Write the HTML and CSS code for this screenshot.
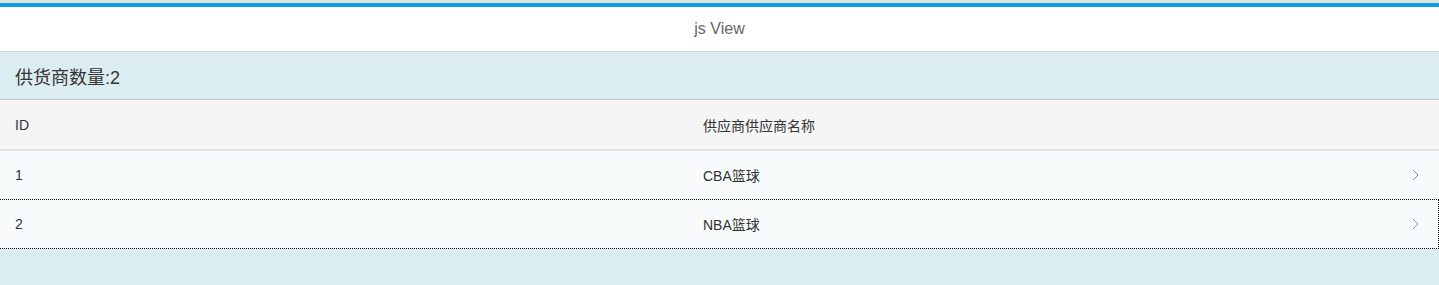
FILE: index.html
```html
<!DOCTYPE html>
<html lang="zh">
<head>
  <meta charset="UTF-8">
  <meta name="viewport" content="width=device-width, initial-scale=1.0">
  <title>js View</title>
  <link rel="stylesheet" href="styles.css">
</head>
<body>

  <!-- Otsikkopalkki -->
  <header class="topbar">js View</header>

  <!-- Luettelo -->
  <div class="summary">供货商数量:2</div>

  <div class="list">
    <div class="row head">
      <span>ID</span>
      <span>供应商供应商名称</span>
    </div>
    <div class="row item">
      <span>1</span>
      <span>CBA篮球</span>
      <svg class="arrow" width="7" height="12" viewBox="0 0 7 12"><polyline points="1,1 6,6 1,11" /></svg>
    </div>
    <div class="row item selected">
      <span>2</span>
      <span>NBA篮球</span>
      <svg class="arrow" width="7" height="12" viewBox="0 0 7 12"><polyline points="1,1 6,6 1,11" /></svg>
    </div>
  </div>

</body>
</html>
```

FILE: styles.css
```css
/* Perusasetukset */
body {
  margin: 0;
  padding: 3px 0 0;
  font-family: 'Liberation Sans', 'Noto Sans CJK SC', sans-serif;
  color: #333;
  background-color: #dcedf1;
  background-image: linear-gradient(#e2e2e2, #e2e2e2);
  background-size: 100% 3px;
  background-repeat: no-repeat;
}

/* Otsikkopalkki */
.topbar {
  height: 44px;
  display: flex;
  align-items: center;
  justify-content: center;
  background-color: white;
  border-top: 4px solid #069fdf;
  border-bottom: 1px solid #d4d4d4;
  color: #666;
  font-size: 16px;
}

.summary {
  height: 47px;
  display: flex;
  align-items: center;
  padding-left: 15px;
  font-size: 18px;
  color: #333;
  border-bottom: 1px solid #c9c9c9;
}

/* Luettelo */
.row {
  display: grid;
  grid-template-columns: 688px 1fr 7px;
  align-items: center;
  padding: 0 20px 0 15px;
  font-size: 14px;
  color: #333;
}

.head {
  height: 49px;
  background-color: #f5f5f5;
  border-bottom: 2px solid #e2e2e2;
}

.item {
  height: 48px;
  background-color: #f7fbfc;
}

.selected {
  border-top: 1px dotted #000;
  border-bottom: 1px dotted #000;
  border-right: 1px dotted #000;
  padding-right: 19px;
}

.arrow polyline {
  fill: none;
  stroke: #8a93a0;
  stroke-width: 1;
}
```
#####
*Exercise instructions*
Go through the data above and transcribe it in full, omitting any image.

*Answer to this problem*
Write the HTML and CSS code for this screenshot.
FILE: index.html
```html
<!DOCTYPE html>
<html lang="zh">
<head>
  <meta charset="UTF-8">
  <meta name="viewport" content="width=device-width, initial-scale=1.0">
  <title>js View</title>
  <link rel="stylesheet" href="styles.css">
</head>
<body>

  <!-- Otsikkopalkki -->
  <header class="topbar">js View</header>

  <!-- Luettelo -->
  <div class="summary">供货商数量:2</div>

  <div class="list">
    <div class="row head">
      <span>ID</span>
      <span>供应商供应商名称</span>
    </div>
    <div class="row item">
      <span>1</span>
      <span>CBA篮球</span>
      <svg class="arrow" width="7" height="12" viewBox="0 0 7 12"><polyline points="1,1 6,6 1,11" /></svg>
    </div>
    <div class="row item selected">
      <span>2</span>
      <span>NBA篮球</span>
      <svg class="arrow" width="7" height="12" viewBox="0 0 7 12"><polyline points="1,1 6,6 1,11" /></svg>
    </div>
  </div>

</body>
</html>
```

FILE: styles.css
```css
/* Perusasetukset */
body {
  margin: 0;
  padding: 3px 0 0;
  font-family: 'Liberation Sans', 'Noto Sans CJK SC', sans-serif;
  color: #333;
  background-color: #dcedf1;
  background-image: linear-gradient(#e2e2e2, #e2e2e2);
  background-size: 100% 3px;
  background-repeat: no-repeat;
}

/* Otsikkopalkki */
.topbar {
  height: 44px;
  display: flex;
  align-items: center;
  justify-content: center;
  background-color: white;
  border-top: 4px solid #069fdf;
  border-bottom: 1px solid #d4d4d4;
  color: #666;
  font-size: 16px;
}

.summary {
  height: 47px;
  display: flex;
  align-items: center;
  padding-left: 15px;
  font-size: 18px;
  color: #333;
  border-bottom: 1px solid #c9c9c9;
}

/* Luettelo */
.row {
  display: grid;
  grid-template-columns: 688px 1fr 7px;
  align-items: center;
  padding: 0 20px 0 15px;
  font-size: 14px;
  color: #333;
}

.head {
  height: 49px;
  background-color: #f5f5f5;
  border-bottom: 2px solid #e2e2e2;
}

.item {
  height: 48px;
  background-color: #f7fbfc;
}

.selected {
  border-top: 1px dotted #000;
  border-bottom: 1px dotted #000;
  border-right: 1px dotted #000;
  padding-right: 19px;
}

.arrow polyline {
  fill: none;
  stroke: #8a93a0;
  stroke-width: 1;
}
```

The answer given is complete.